— WRITTEN TASK —
Go through the lines below. Copy those with "this".

* * * * *

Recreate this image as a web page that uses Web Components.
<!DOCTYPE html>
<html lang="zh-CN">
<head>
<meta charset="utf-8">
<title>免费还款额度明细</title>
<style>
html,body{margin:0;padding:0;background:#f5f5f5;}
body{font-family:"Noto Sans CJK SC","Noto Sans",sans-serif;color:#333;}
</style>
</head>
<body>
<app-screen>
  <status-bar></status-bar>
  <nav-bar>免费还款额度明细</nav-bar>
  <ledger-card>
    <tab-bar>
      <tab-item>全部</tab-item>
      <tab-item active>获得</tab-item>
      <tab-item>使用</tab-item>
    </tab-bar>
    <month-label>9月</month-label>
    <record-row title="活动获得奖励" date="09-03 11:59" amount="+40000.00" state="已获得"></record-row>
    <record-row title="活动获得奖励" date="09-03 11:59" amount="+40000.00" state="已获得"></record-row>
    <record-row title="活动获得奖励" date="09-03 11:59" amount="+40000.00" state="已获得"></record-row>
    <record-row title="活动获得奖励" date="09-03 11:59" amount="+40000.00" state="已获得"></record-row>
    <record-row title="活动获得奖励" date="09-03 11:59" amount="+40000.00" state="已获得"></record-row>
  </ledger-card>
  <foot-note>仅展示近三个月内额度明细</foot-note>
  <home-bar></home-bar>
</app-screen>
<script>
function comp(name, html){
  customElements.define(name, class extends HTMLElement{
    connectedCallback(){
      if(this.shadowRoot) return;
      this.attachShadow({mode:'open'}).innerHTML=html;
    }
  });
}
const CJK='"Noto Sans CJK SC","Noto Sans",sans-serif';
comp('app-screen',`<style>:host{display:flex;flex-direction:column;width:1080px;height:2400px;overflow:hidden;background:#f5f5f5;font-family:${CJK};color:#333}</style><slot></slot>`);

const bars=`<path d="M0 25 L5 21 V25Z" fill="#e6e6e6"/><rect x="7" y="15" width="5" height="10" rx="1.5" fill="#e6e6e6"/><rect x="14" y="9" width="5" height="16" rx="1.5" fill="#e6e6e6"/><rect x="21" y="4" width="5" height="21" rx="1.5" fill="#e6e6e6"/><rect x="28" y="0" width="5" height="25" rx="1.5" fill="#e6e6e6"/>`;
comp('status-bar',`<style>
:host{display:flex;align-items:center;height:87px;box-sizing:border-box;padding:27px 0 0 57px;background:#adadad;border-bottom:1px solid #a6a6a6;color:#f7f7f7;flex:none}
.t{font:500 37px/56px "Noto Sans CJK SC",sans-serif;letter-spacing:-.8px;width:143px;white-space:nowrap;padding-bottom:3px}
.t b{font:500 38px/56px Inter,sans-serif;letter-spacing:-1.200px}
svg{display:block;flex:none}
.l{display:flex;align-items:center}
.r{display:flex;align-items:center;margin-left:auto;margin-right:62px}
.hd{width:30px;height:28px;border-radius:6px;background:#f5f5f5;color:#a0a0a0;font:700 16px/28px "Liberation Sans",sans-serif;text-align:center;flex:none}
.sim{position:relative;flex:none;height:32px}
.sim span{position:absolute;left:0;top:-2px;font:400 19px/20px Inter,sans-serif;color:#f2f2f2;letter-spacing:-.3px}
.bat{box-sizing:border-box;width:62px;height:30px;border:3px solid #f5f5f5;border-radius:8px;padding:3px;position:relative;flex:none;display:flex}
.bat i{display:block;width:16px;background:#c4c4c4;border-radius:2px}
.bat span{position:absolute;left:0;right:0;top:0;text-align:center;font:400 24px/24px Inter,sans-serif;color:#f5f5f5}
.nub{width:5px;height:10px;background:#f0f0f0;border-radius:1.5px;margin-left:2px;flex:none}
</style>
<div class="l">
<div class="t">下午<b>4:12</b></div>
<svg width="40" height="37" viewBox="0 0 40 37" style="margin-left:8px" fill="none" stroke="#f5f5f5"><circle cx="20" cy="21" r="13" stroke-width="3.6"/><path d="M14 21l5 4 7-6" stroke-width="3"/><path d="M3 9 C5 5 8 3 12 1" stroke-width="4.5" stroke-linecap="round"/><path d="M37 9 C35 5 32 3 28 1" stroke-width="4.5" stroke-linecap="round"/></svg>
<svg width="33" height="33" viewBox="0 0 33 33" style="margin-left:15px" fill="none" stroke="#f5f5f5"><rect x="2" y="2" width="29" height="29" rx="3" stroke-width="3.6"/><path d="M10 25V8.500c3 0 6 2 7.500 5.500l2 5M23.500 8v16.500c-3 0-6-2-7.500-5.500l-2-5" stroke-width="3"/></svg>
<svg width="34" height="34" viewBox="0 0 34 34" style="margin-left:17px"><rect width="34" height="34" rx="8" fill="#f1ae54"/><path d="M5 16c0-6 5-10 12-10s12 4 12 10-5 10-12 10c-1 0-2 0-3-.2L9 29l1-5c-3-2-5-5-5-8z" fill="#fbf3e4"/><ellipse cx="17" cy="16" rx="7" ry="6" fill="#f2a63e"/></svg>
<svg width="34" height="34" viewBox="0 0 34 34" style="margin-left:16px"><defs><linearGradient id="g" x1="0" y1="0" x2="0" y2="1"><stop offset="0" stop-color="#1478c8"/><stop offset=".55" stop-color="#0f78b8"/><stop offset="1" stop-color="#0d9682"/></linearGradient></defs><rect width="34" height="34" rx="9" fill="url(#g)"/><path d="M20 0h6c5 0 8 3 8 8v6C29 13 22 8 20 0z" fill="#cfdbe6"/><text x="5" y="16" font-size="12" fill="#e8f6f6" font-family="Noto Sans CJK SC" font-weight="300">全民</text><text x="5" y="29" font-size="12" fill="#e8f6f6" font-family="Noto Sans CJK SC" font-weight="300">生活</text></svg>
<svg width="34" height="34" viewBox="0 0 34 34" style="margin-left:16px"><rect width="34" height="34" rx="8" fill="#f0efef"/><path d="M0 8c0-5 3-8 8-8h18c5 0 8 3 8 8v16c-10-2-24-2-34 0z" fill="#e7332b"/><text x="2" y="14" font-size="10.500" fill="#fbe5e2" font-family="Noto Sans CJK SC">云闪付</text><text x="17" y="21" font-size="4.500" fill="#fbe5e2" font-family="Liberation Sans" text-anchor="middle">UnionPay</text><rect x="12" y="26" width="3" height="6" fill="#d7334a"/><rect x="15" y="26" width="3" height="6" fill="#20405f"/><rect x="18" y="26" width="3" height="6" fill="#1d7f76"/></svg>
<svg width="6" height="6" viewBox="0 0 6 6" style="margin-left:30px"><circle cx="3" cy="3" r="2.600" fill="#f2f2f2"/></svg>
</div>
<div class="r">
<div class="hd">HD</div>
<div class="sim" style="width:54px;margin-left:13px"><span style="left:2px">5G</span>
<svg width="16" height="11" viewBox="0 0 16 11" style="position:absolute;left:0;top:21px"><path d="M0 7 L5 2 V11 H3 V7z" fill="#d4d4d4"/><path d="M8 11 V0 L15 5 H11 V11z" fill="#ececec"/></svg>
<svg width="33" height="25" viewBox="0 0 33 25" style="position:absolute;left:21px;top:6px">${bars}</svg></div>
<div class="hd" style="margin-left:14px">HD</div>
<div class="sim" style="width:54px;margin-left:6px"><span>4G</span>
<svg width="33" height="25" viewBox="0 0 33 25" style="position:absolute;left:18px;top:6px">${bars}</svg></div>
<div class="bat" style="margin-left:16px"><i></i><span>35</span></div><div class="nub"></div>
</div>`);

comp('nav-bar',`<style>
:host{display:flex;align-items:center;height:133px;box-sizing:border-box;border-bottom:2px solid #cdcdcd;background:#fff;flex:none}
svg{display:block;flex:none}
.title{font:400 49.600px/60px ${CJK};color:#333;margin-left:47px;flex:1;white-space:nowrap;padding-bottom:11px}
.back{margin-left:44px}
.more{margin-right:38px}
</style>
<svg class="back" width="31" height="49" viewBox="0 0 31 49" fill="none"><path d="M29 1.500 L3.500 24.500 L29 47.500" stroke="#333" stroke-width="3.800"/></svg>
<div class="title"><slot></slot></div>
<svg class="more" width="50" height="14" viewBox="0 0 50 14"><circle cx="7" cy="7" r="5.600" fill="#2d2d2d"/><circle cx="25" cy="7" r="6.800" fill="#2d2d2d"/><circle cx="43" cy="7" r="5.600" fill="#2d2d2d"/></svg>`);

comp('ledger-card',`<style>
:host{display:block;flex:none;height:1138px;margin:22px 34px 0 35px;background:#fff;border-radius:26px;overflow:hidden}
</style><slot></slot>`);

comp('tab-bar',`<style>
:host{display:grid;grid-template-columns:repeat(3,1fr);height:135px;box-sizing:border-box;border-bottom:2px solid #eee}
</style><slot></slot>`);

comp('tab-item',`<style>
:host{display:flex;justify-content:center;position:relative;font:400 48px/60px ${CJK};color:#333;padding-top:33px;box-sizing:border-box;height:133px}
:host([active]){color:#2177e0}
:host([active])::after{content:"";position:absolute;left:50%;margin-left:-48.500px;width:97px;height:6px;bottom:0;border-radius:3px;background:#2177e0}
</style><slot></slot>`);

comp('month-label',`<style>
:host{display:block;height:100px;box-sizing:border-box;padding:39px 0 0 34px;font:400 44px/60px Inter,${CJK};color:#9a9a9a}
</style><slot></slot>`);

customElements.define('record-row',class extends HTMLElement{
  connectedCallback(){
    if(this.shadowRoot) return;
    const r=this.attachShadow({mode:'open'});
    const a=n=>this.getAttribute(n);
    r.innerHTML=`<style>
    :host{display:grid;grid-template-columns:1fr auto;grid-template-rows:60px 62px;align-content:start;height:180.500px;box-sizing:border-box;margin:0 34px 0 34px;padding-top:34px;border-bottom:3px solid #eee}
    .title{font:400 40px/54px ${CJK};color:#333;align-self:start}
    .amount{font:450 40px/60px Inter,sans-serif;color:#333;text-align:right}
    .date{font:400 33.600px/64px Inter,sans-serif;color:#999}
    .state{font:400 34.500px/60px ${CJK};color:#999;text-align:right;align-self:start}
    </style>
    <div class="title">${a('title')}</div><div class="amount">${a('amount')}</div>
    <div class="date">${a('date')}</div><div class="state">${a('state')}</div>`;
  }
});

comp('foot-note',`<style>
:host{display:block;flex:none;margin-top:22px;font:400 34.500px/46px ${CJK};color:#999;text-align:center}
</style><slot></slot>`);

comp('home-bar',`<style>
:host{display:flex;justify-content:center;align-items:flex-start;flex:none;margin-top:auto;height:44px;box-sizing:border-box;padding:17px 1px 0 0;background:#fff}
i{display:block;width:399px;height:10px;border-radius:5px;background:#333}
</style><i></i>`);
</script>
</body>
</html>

* * * * *

— EXERCISE SOLUTION —
Recreate this image as a web page that uses Web Components.
      if(this.shadowRoot) return;
      this.attachShadow({mode:'open'}).innerHTML=html;
    if(this.shadowRoot) return;
    const r=this.attachShadow({mode:'open'});
    const a=n=>this.getAttribute(n);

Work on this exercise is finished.